Use of the Internet–and growing acceptance of software applications hosted on the Web–has given Morningstar a way to grow its business in selling its data, research, and analytical applications to large enterprises with national sales forces. That is the strategic linchpin of selling its Web-based product, Advisor Workstation.

Workstation is a suite of investment analytical tools that is integrated with Morningstar’s mutual fund database. An advisor can give a client a risk tolerance questionnaire, perform a Monte Carlo simulation on the client’s asset mix, and pick mutual funds–all using one tool. Morningstar also has incorporated stock, exchange-traded funds, and variable annuity databases into Workstation. The new separate account manager database is a part of this grand scheme.

Put another way, Morningstar over the past three years has moved from being a company whose main professional customer was the sophisticated independent advisor, specifically the fee-only planner, to become a company whose primary target advisor is the registered rep. If you look at the company’s press releases this year, versus 2001, 2000, and 1999, this pattern emerges clearly, with recent press releases about deals with Nationwide Retirement Solutions, Scudder Investments, Aegon, and Merrill Lynch.

With this strategic business backdrop, the release of a weak separate accounts management product is a bit disconcerting. Advisors should be happy that Morningstar is actively pursuing more sales-oriented professionals to grow its business because that can help lower prices for independent advisors if Morningstar can increase market share, and it will strengthen its products. However, if expanding its market means that the products will be dumbed down, it’s a bit scary.

I believe the release of this unimpressive separate accounts application was a fluke. After all, I reviewed Workstation with several advisors late last year and the consensus was that it would become a strong product for professionals. Still, independent advisors should be aware of the competitive forces reshaping Morningstar’s business, and keep track of the company’s progress in continuing to meet the needs of independent advisors while it becomes a company aiming also to please captive agents and brokers.

At my request, Morningstar sent Principia for Separate Accounts to five advisors I selected. Three of the advisors loaded the program and used it, and they were unanimous in their criticism. The other two did not complete their reviews in time for this story.

The most pointed remarks came from Blackman, a modest but educated CPA/PFS, CFA, CFP, and CIMA whose firm, Post Oak Advisors, manages $500 million, two-thirds of which is placed in separate accounts. Blackman said that only 31% of the 29 managers his firm uses were tracked in the database. To see if that low coverage rate was a persistent problem, he checked coverage of Schwab’s Managed Account Select product and found only eight of the 21 managers were covered. He then found that just six of the 16 managers on SEI’s separate account platform were included in the Morningstar database.
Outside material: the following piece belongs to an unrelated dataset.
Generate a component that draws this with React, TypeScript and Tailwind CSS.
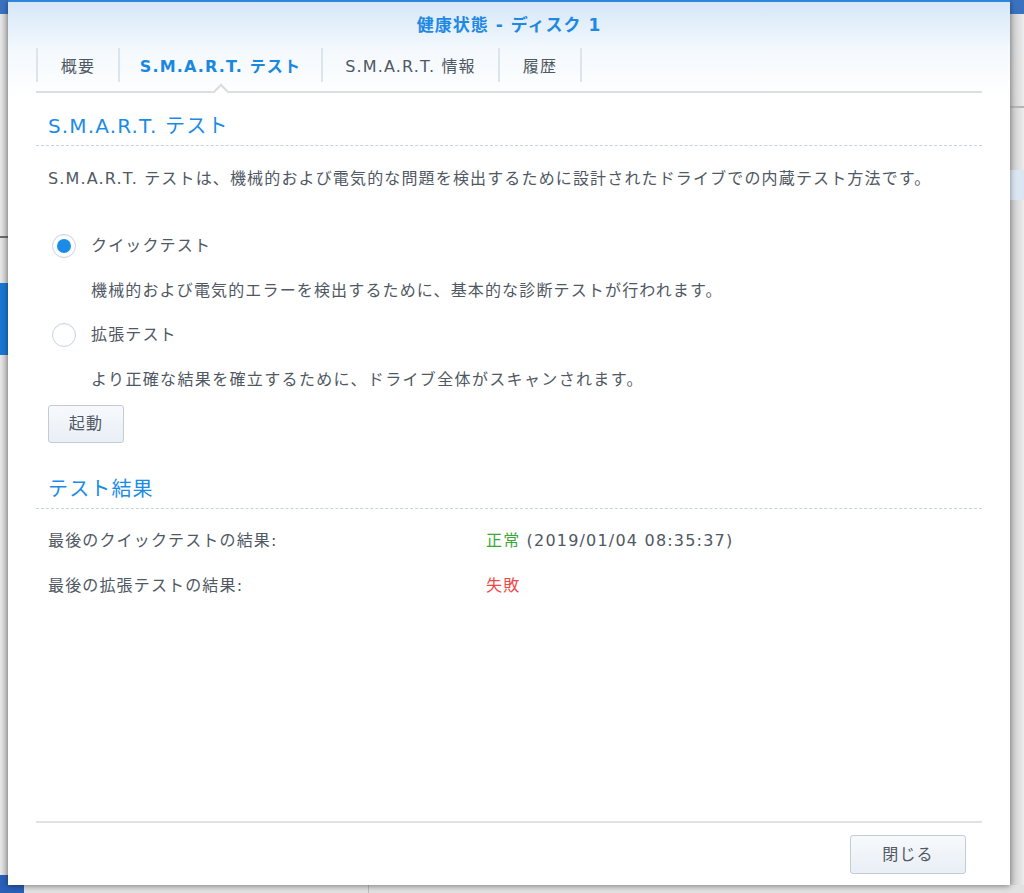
import React from "react";

const font = { fontFamily: '"DejaVu Sans", "Noto Sans CJK JP", sans-serif' };

function Radio({ checked }: { checked?: boolean }) {
  return (
    <div className="w-[24px] h-[24px] rounded-full border border-[#c9d3de] bg-white flex items-center justify-center shadow-[inset_0_1px_1px_rgba(0,0,0,0.04)]">
      {checked && <div className="w-[14px] h-[14px] rounded-full bg-[#1a8ce8]" />}
    </div>
  );
}

function Tab({ label, w, active }: { label: string; w: string; active?: boolean }) {
  return (
    <div className={`relative h-[34px] flex items-center justify-center pt-[3px] border-r-2 border-[#dce5ee] ${w}`}>
      <span className={active ? "text-[#1a87e0] font-bold" : "text-[#4f5863]"}>{label}</span>
      {active && (
        <div className="absolute left-1/2 top-[38px] -ml-[6px] w-[12px] h-[12px] rotate-45 bg-white border-l-2 border-t-2 border-[#dcdcdc]" />
      )}
    </div>
  );
}

export default function App() {
  return (
    <div
      className="relative w-[1024px] h-[893px] overflow-hidden bg-[#dcdcdc] text-[16px] tracking-[1.15px]"
      style={font}
    >
      {/* background desktop fragments */}
      <div className="absolute left-0 top-0 w-[8px] h-[893px] bg-gradient-to-r from-[#e8e8e8] to-[#c8c8c8]" />
      <div className="absolute left-0 top-0 w-[1024px] h-[14px] bg-[#3b72c0]" />
      <div className="absolute left-0 top-[236px] w-[8px] h-[2px] bg-[#6d6d6d]" />
      <div className="absolute left-0 top-[283px] w-[8px] h-[72px] bg-[#1b76d0]" />
      <div className="absolute left-0 top-[875px] w-[24px] h-[18px] bg-[#2a5fb8]" />
      <div className="absolute left-[1010px] top-[14px] w-[14px] h-[879px] bg-gradient-to-r from-[#c8c8c8] to-[#ececec]" />
      <div className="absolute left-[1010px] top-[106px] w-[14px] h-[2px] bg-[#b5b5b5]" />
      <div className="absolute left-[1010px] top-[170px] w-[14px] h-[30px] bg-[#dbe6f3]" />
      <div className="absolute left-[24px] top-[885px] w-[1000px] h-[8px] bg-[#e2e2e2]" />
      <div className="absolute left-[368px] top-[885px] w-[1px] h-[8px] bg-[#bdbdbd]" />

      {/* dialog */}
      <div className="absolute left-[8px] top-0 w-[1002px] h-[885px] bg-white flex flex-col shadow-[0_1px_6px_rgba(0,0,0,0.45)]">
        <div className="h-[100px] bg-gradient-to-b from-[#d6e7f8] via-[#f4f9fd] to-white border-t-2 border-[#2d86dc] flex flex-col">
          <div className="h-[46px] pt-[2px] flex items-center justify-center text-[17px] font-bold text-[#1f88e2] tracking-[1px]">
            健康状態 - ディスク 1
          </div>
          <div className="mx-7 h-[45px] border-b-2 border-[#dedede] relative">
            <div className="flex h-[34px]">
              <div className="w-[2px] h-[34px] bg-[#dce5ee]" />
              <Tab label="概要" w="w-[82px]" />
              <Tab label="S.M.A.R.T. テスト" w="w-[203px]" active />
              <Tab label="S.M.A.R.T. 情報" w="w-[177px]" />
              <Tab label="履歴" w="w-[82px]" />
            </div>
          </div>
        </div>

        <div className="mx-7 flex-1 flex flex-col -mt-[7px]">
          <div className="pl-3 pt-[19px] pb-[5px] border-b border-dashed border-[#c9d2dc]">
            <div className="h-[28px] leading-[28px] text-[20px] text-[#1a8ce6]">S.M.A.R.T. テスト</div>
          </div>
          <div className="pl-3 text-[#4f5863]">
            <div className="mt-[21px] h-[24px] leading-[24px]">
              S.M.A.R.T. テストは、機械的および電気的な問題を検出するために設計されたドライブでの内蔵テスト方法です。
            </div>
            <div className="mt-[43px] h-[24px] flex items-center pl-[4px] gap-[15px]">
              <Radio checked />
              <span>クイックテスト</span>
            </div>
            <div className="mt-[21px] pl-[43px] h-[24px] leading-[24px]">
              機械的および電気的エラーを検出するために、基本的な診断テストが行われます。
            </div>
            <div className="mt-[20px] h-[24px] flex items-center pl-[4px] gap-[15px]">
              <Radio />
              <span>拡張テスト</span>
            </div>
            <div className="mt-[21px] pl-[43px] h-[24px] leading-[24px] tracking-[1.35px]">
              より正確な結果を確立するために、ドライブ全体がスキャンされます。
            </div>
            <button className="mt-[13px] w-[76px] h-[38px] rounded-[3px] border border-[#c3ccd6] bg-gradient-to-b from-[#f7f9fc] to-[#e9eff6] text-[#4f5863] flex items-center justify-center">
              起動
            </button>
          </div>

          <div className="mt-[32px] pl-3 pb-[5px] border-b border-dashed border-[#c9d2dc]">
            <div className="h-[28px] leading-[28px] text-[20px] text-[#1a8ce6]">テスト結果</div>
          </div>
          <div className="pl-3 text-[#4f5863]">
            <div className="mt-[20px] h-[24px] leading-[24px] flex">
              <span className="w-[438px]">最後のクイックテストの結果:</span>
              <span>
                <span className="text-[#3aa935]">正常</span>{" "}
                <span className="tracking-[1.2px]">(2019/01/04 08:35:37)</span>
              </span>
            </div>
            <div className="mt-[21px] h-[24px] leading-[24px] flex">
              <span className="w-[438px]">最後の拡張テストの結果:</span>
              <span className="text-[#f04848]">失敗</span>
            </div>
          </div>

          <div className="flex-1" />
          <div className="border-t-2 border-[#e2e2e2] pt-[12px] pb-[11px] flex justify-end pr-[16px]">
            <button className="w-[116px] h-[39px] rounded-[3px] border border-[#c3ccd6] bg-gradient-to-b from-[#f7f9fc] to-[#e9eff6] text-[#4f5863] flex items-center justify-center">
              閉じる
            </button>
          </div>
        </div>
      </div>
    </div>
  );
}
In fairness to Morningstar, the product covers only 500 managers and 1,800 products so far, and a Morningstar press release says the company plans to have the database cover 1,000 managers and 4,500 products. Chris Boruff, who runs Morningstar’s advisor division, says there is a good reason to launch a product with a less-than-complete database. He said managers were refusing to give Morningstar their data because the company had no product yet. “Having something in the market incents more managers to participate in the database,” he argues.

Blackman says consultants will find Morningstar’s style classifications crude. For instance, it does not show you a manager’s style three years ago or five years ago, so you cannot tell if the manager has drifted from his style. The database also does not give you an information ratio, which is the annualized excess return above a benchmark to tracking error, a number that Blackman says is crucial in judging a manager.

The Devil’s in the Details

CFP licensee Scott Brewster said the database only offers you a quartile ranking for the current year, and does not give you a picture of how well a manager stacked up versus his peers over three- or five-year periods. He also found details about products missing. For instance, the fact that a manager he uses offers tax-management was not mentioned in the section of the software where this information should have been found.

“Only 666 (38%) of the accounts have returns data for 10 years, and only 1,087 (62%) have data for five years,” said Crutchmer. “This shortfall of financial data does not lend itself to accurate statistical analysis by an advisor.”

Boruff notes that this is only the first launch of this product, and that it will be improved. He says that Morningstar’s research found that its competition has been including many separate account products that have been discontinued and thus artificially inflate the size of their databases. Advisors are going to be asked what data points they want included in upcoming revisions of the database over the next year.

Comparing Principia’s separate account database to institutional systems, such as M-Search from Mobius or EFFRON from Plan Sponsor Network, is unfair, says Boruff. The Morningstar product costs $1,995 a year but has a $795 introductory price, a fraction of the price of its competitors’ products.

“Our goal is to make this an advisor tool,” says Boruff. “Mobius and EFFRON tend to be consultant- and institutional-level tools, and are more expensive, and we’ve discounted greatly from our list price. People will see differences between us and these more expensive programs but you need to keep the relative cost in mind.”

“The goal clearly is not to dumb down products,” adds Boruff. “But there is a question of whether a majority of advisors want a $10,000 product with tons of data or something that is more reasonably priced that on the whole does what they need. Ultimately, we will have a separate account product that is more expensive, and one for institutional-type investors; some advisors may be willing to pay the high price, but we don’t think that is the vast majority of advisors, even among the independents and high-end RIAs.”

As Morningstar expands its reach beyond its core niche of fee-based financial planners and RIAs and aims to attract brokers, insurance agents selling securities, and other less sophisticated investment professionals, we can only wait and see how it can continue to meet the needs of the advisors who have brought it so far. As for its separate account offering, Morningstar’s a great company that’s delivered in the past. Over the next year or two, it could well end up delivering a very good database for tracking separate account managers at a lower cost than the competition.